Supplied material:
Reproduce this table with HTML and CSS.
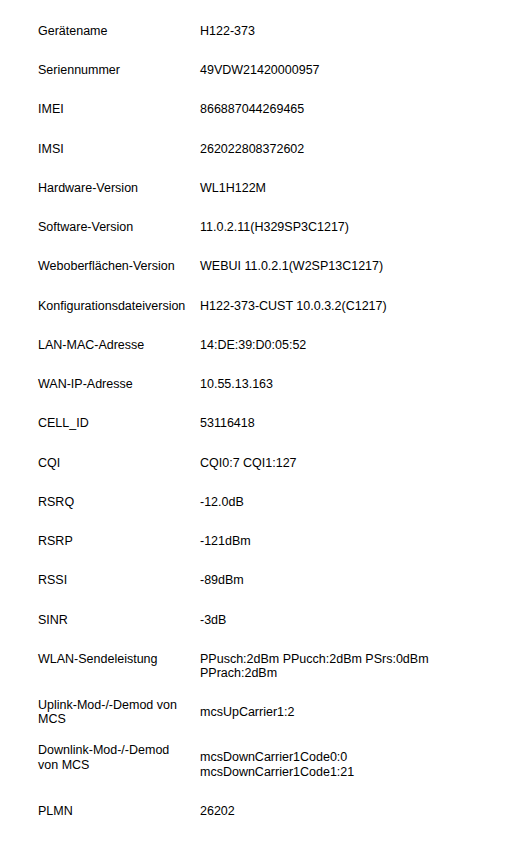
FILE: index.html
```html
<!DOCTYPE html>
<html lang="de">
<head>
<meta charset="utf-8">
<title>Geräteinformationen</title>
<link rel="stylesheet" href="styles.css">
</head>
<body>
<div class="info">
  <div class="row"><div class="label">Gerätename</div><div class="value">H122-373</div></div>
  <div class="row"><div class="label">Seriennummer</div><div class="value">49VDW21420000957</div></div>
  <div class="row"><div class="label">IMEI</div><div class="value">866887044269465</div></div>
  <div class="row"><div class="label">IMSI</div><div class="value">262022808372602</div></div>
  <div class="row"><div class="label">Hardware-Version</div><div class="value">WL1H122M</div></div>
  <div class="row"><div class="label">Software-Version</div><div class="value">11.0.2.11(H329SP3C1217)</div></div>
  <div class="row"><div class="label">Weboberflächen-Version</div><div class="value">WEBUI 11.0.2.1(W2SP13C1217)</div></div>
  <div class="row"><div class="label">Konfigurationsdateiversion</div><div class="value">H122-373-CUST 10.0.3.2(C1217)</div></div>
  <div class="row"><div class="label">LAN-MAC-Adresse</div><div class="value">14:DE:39:D0:05:52</div></div>
  <div class="row"><div class="label">WAN-IP-Adresse</div><div class="value">10.55.13.163</div></div>
  <div class="row"><div class="label">CELL_ID</div><div class="value">53116418</div></div>
  <div class="row"><div class="label">CQI</div><div class="value">CQI0:7 CQI1:127</div></div>
  <div class="row"><div class="label">RSRQ</div><div class="value">-12.0dB</div></div>
  <div class="row"><div class="label">RSRP</div><div class="value">-121dBm</div></div>
  <div class="row"><div class="label">RSSI</div><div class="value">-89dBm</div></div>
  <div class="row"><div class="label">SINR</div><div class="value">-3dB</div></div>
  <div class="row row-wlan"><div class="label">WLAN-Sendeleistung</div><div class="value">PPusch:2dBm PPucch:2dBm PSrs:0dBm PPrach:2dBm</div></div>
  <div class="row row-uplink"><div class="label">Uplink-Mod-/-Demod von MCS</div><div class="value">mcsUpCarrier1:2</div></div>
  <div class="row row-downlink"><div class="label">Downlink-Mod-/-Demod von MCS</div><div class="value value-shift">mcsDownCarrier1Code0:0 mcsDownCarrier1Code1:21</div></div>
  <div class="row"><div class="label">PLMN</div><div class="value">26202</div></div>
</div>
</body>
</html>
```

FILE: styles.css
```css
html, body {
  margin: 0;
  padding: 0;
  background: #ffffff;
}

body {
  font-family: "Liberation Sans", Arial, sans-serif;
  font-size: 12.5px;
  line-height: 14.375px;
  color: #000000;
}

.info {
  padding: 11.4px 38px 0 38px;
}

.row {
  display: grid;
  grid-template-columns: 150px 1fr;
  column-gap: 12px;
  align-items: center;
  padding: 12.45px 0;
}

.label,
.value {
  min-width: 0;
}

.row-wlan {
  align-items: start;
  padding-bottom: 4.6px;
}

.row-uplink {
  padding-bottom: 4.6px;
}

.row-downlink {
  align-items: start;
}

.value-shift {
  margin-top: 7px;
}
```
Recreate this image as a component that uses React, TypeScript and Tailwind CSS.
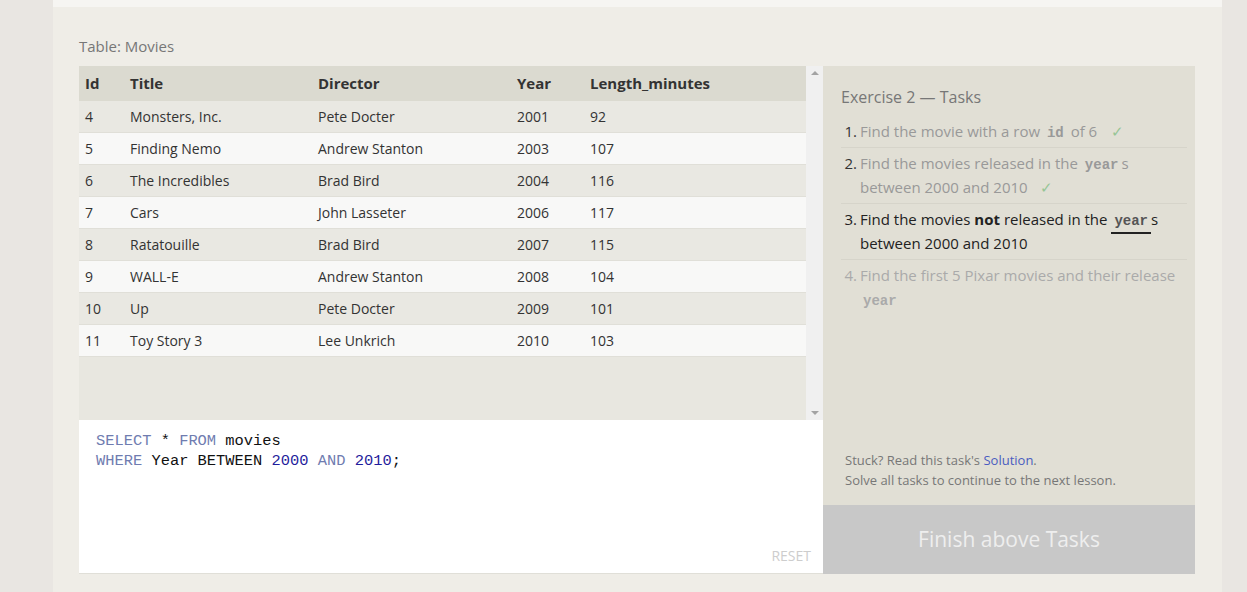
import React from "react";

const rows: [string, string, string, string, string][] = [
  ["4", "Monsters, Inc.", "Pete Docter", "2001", "92"],
  ["5", "Finding Nemo", "Andrew Stanton", "2003", "107"],
  ["6", "The Incredibles", "Brad Bird", "2004", "116"],
  ["7", "Cars", "John Lasseter", "2006", "117"],
  ["8", "Ratatouille", "Brad Bird", "2007", "115"],
  ["9", "WALL-E", "Andrew Stanton", "2008", "104"],
  ["10", "Up", "Pete Docter", "2009", "101"],
  ["11", "Toy Story 3", "Lee Unkrich", "2010", "103"],
];

const widths = ["w-[45px]", "w-[188px]", "w-[199px]", "w-[73px]", "flex-1"];

function Code({ children, className = "" }: { children: React.ReactNode; className?: string }) {
  return (
    <span
      className={"font-bold text-[14px] leading-none " + className}
      style={{ fontFamily: '"Liberation Mono", monospace' }}
    >
      {children}
    </span>
  );
}

export default function App() {
  return (
    <div
      className="w-full h-[592px] bg-[#e9e6e2] overflow-hidden flex"
      style={{ fontFamily: '"Open Sans", sans-serif' }}
    >
      <div className="ml-[53px] w-[1169px] h-full bg-[#efede7] flex flex-col">
        <div className="h-[7px] bg-[#f6f5f2]" />
        <div className="pl-[26px] pt-[29px] text-[15px] text-[#777] leading-[20px]">Table: Movies</div>
        <div className="flex pl-[26px] pt-[10px]">
          {/* left column */}
          <div className="w-[744px] flex flex-col">
            <div className="h-[354px] bg-[#e8e7e0] flex">
              <div className="flex-1 flex flex-col">
                <div className="h-[35px] bg-[#dbdad0] flex items-center text-[15px] font-bold text-[#333]">
                  {["Id", "Title", "Director", "Year", "Length_minutes"].map((h, i) => (
                    <div key={h} className={widths[i] + " pl-[6px]"}>
                      {h}
                    </div>
                  ))}
                </div>
                {rows.map((r, ri) => (
                  <div
                    key={ri}
                    className={
                      "h-[32px] flex items-center text-[14px] text-[#333] border-b border-[#e0dfd8] " +
                      (ri % 2 === 0 ? "bg-[#e9e8e2]" : "bg-[#f8f8f7]")
                    }
                  >
                    {r.map((c, ci) => (
                      <div key={ci} className={widths[ci] + " pl-[6px]"}>
                        {c}
                      </div>
                    ))}
                  </div>
                ))}
              </div>
              <div className="w-[17px] bg-[#f0f0f0] flex flex-col justify-between items-center py-[5px]">
                <div className="w-0 h-0 border-l-[4px] border-r-[4px] border-b-[4px] border-l-transparent border-r-transparent border-b-[#a3a3a3]" />
                <div className="w-0 h-0 border-l-[4px] border-r-[4px] border-t-[4px] border-l-transparent border-r-transparent border-t-[#a3a3a3]" />
              </div>
            </div>
            <div className="h-[154px] bg-white border-b border-[#e0dfd8] flex flex-col pl-[17px] pt-[11px] pr-[12px] pb-[8px]">
              <div
                className="text-[15.4px] leading-[20px] text-[#111] flex-1"
                style={{ fontFamily: '"Liberation Mono", monospace' }}
              >
                <div>
                  <span className="text-[#6f7cb0]">SELECT</span> * <span className="text-[#6f7cb0]">FROM</span> movies
                </div>
                <div>
                  <span className="text-[#6f7cb0]">WHERE</span> Year BETWEEN{" "}
                  <span className="text-[#1f1d9c]">2000</span> <span className="text-[#6f7cb0]">AND</span>{" "}
                  <span className="text-[#1f1d9c]">2010</span>;
                </div>
              </div>
              <div className="self-end text-[14px] text-[#cdcdcd] leading-[18px]">RESET</div>
            </div>
          </div>
          {/* right panel */}
          <div className="w-[372px] h-[508px] bg-[#e1dfd5] flex flex-col">
            <div className="flex-1 flex flex-col pl-[18px] pr-[8px] pt-[20px]">
              <div className="text-[16px] text-[#777] leading-[22px]">Exercise 2 — Tasks</div>
              <ol className="mt-[11px] text-[15px] leading-[24px]">
                <li className="flex border-b border-[#d6d4ca] pb-[4px]">
                  <span className="w-[19px] shrink-0 text-right pr-[3px] text-[#333]">1.</span>
                  <span className="text-[#999]">
                    Find the movie with a row <Code className="text-[#999] px-[3px]">id</Code> of 6{" "}
                    <span className="text-[#96c596] ml-[10px]">✓</span>
                  </span>
                </li>
                <li className="flex border-b border-[#d6d4ca] pt-[3px] pb-[4px]">
                  <span className="w-[19px] shrink-0 text-right pr-[3px] text-[#333]">2.</span>
                  <span className="text-[#999]">
                    Find the movies released in the <Code className="text-[#999] px-[3px]">year</Code>s between 2000
                    and 2010 <span className="text-[#96c596] ml-[8px]">✓</span>
                  </span>
                </li>
                <li className="flex border-b border-[#d6d4ca] pt-[3px] pb-[4px]">
                  <span className="w-[19px] shrink-0 text-right pr-[3px] text-[#222]">3.</span>
                  <span className="text-[#222]">
                    Find the movies <b>not</b> released in the{" "}
                    <Code className="text-[#555] px-[3px] border-b-2 border-[#222] pb-[3px]">year</Code>s between
                    2000 and 2010
                  </span>
                </li>
                <li className="flex pt-[3px]">
                  <span className="w-[19px] shrink-0 text-right pr-[3px] text-[#aaa]">4.</span>
                  <span className="text-[#aaa]">
                    Find the first 5 Pixar movies and their release <Code className="text-[#aaa] px-[3px]">year</Code>
                  </span>
                </li>
              </ol>
              <div className="flex-1" />
              <div className="text-[13px] leading-[20px] text-[#777] pl-[4px] pb-[15px]">
                <div>
                  Stuck? Read this task's <span className="text-[#4a5cc0]">Solution</span>.
                </div>
                <div>Solve all tasks to continue to the next lesson.</div>
              </div>
            </div>
            <div className="h-[69px] bg-[#c8c8c8] flex items-center justify-center text-[21px] text-[#eeeeee]">
              Finish above Tasks
            </div>
          </div>
        </div>
      </div>
    </div>
  );
}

Task statement: Every line above that contains the word "this" should be reported.

Completed task:
Reproduce this table with HTML and CSS.
Recreate this image as a component that uses React, TypeScript and Tailwind CSS.
                  Stuck? Read this task's <span className="text-[#4a5cc0]">Solution</span>.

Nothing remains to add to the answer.